┌────────

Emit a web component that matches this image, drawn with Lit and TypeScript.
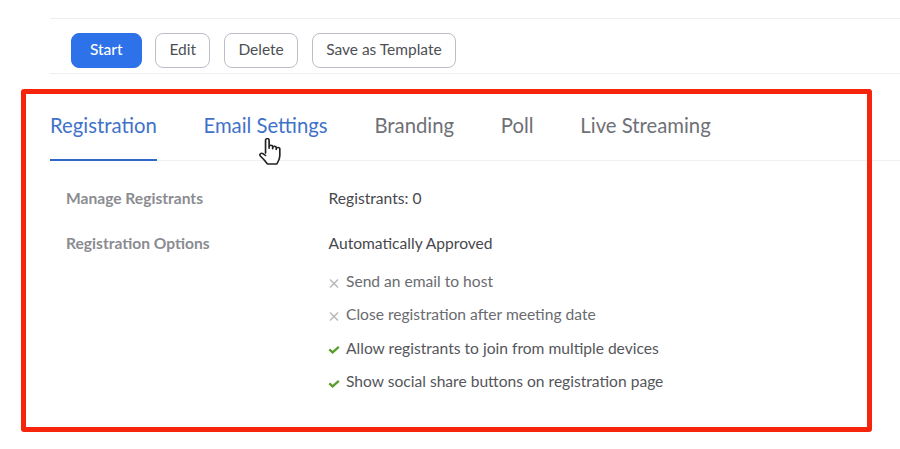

└────────
┌────────

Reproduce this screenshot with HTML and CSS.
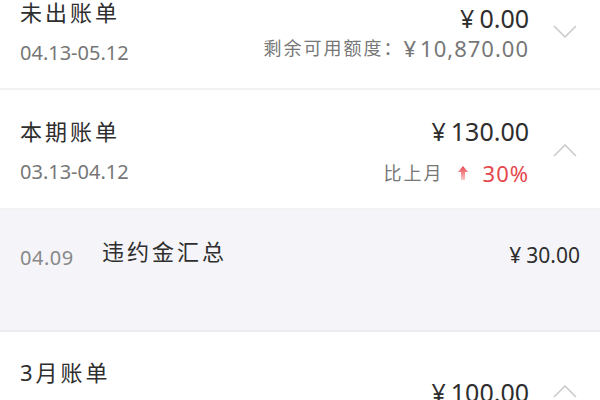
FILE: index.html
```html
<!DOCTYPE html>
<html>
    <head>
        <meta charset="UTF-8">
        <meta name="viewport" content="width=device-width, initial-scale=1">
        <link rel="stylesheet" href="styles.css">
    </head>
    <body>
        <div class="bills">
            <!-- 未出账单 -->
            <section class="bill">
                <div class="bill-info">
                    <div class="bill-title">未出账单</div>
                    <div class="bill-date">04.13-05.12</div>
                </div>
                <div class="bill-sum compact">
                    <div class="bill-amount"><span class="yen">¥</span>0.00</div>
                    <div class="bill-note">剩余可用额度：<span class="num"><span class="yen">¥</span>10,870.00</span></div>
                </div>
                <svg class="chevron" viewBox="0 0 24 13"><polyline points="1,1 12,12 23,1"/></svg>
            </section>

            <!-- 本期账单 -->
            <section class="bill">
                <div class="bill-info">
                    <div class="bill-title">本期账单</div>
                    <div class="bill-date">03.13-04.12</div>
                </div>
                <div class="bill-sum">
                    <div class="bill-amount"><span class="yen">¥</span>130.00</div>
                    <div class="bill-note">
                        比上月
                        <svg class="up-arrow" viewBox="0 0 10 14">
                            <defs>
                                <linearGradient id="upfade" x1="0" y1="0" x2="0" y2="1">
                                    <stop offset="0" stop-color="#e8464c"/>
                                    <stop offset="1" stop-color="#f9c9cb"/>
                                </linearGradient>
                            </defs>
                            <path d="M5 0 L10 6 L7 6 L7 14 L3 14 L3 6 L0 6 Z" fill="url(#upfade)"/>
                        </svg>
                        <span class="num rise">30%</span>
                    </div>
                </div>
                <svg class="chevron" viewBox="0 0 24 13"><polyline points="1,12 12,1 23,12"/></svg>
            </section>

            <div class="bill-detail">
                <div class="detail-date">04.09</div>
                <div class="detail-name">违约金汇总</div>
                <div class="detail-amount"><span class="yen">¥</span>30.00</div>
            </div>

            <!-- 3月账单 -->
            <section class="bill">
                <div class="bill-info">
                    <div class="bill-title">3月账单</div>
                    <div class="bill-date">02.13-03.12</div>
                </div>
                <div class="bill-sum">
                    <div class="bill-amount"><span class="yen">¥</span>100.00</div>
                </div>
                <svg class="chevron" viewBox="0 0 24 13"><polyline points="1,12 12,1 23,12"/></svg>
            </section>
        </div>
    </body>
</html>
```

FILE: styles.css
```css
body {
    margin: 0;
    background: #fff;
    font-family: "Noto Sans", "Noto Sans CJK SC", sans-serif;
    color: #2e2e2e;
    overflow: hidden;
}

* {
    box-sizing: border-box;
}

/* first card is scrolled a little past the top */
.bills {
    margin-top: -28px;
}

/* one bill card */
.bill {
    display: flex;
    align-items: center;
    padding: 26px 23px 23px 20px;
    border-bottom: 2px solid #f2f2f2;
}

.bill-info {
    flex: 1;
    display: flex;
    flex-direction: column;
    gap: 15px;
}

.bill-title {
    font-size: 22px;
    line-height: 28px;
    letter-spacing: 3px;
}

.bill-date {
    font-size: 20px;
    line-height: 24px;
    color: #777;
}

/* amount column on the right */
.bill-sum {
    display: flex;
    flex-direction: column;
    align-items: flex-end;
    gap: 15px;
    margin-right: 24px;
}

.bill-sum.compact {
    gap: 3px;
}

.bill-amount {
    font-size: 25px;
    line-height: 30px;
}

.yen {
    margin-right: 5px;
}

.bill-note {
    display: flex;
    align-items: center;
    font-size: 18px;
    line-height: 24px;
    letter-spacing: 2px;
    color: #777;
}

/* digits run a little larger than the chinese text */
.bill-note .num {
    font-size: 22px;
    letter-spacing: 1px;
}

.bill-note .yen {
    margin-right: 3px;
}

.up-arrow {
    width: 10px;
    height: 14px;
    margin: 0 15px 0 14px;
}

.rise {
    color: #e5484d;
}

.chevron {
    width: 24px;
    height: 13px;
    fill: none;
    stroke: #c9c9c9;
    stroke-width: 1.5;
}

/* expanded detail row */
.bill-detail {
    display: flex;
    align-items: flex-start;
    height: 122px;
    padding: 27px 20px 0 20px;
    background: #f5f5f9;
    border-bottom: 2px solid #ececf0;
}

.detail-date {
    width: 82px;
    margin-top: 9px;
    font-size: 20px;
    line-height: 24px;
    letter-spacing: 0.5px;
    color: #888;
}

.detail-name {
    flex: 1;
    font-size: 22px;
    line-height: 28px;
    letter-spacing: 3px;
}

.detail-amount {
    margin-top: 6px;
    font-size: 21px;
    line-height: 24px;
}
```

└────────

## Short problem
Read the lines above. Gather those in which the string "this" is found.

## Expected output
Emit a web component that matches this image, drawn with Lit and TypeScript.
Reproduce this screenshot with HTML and CSS.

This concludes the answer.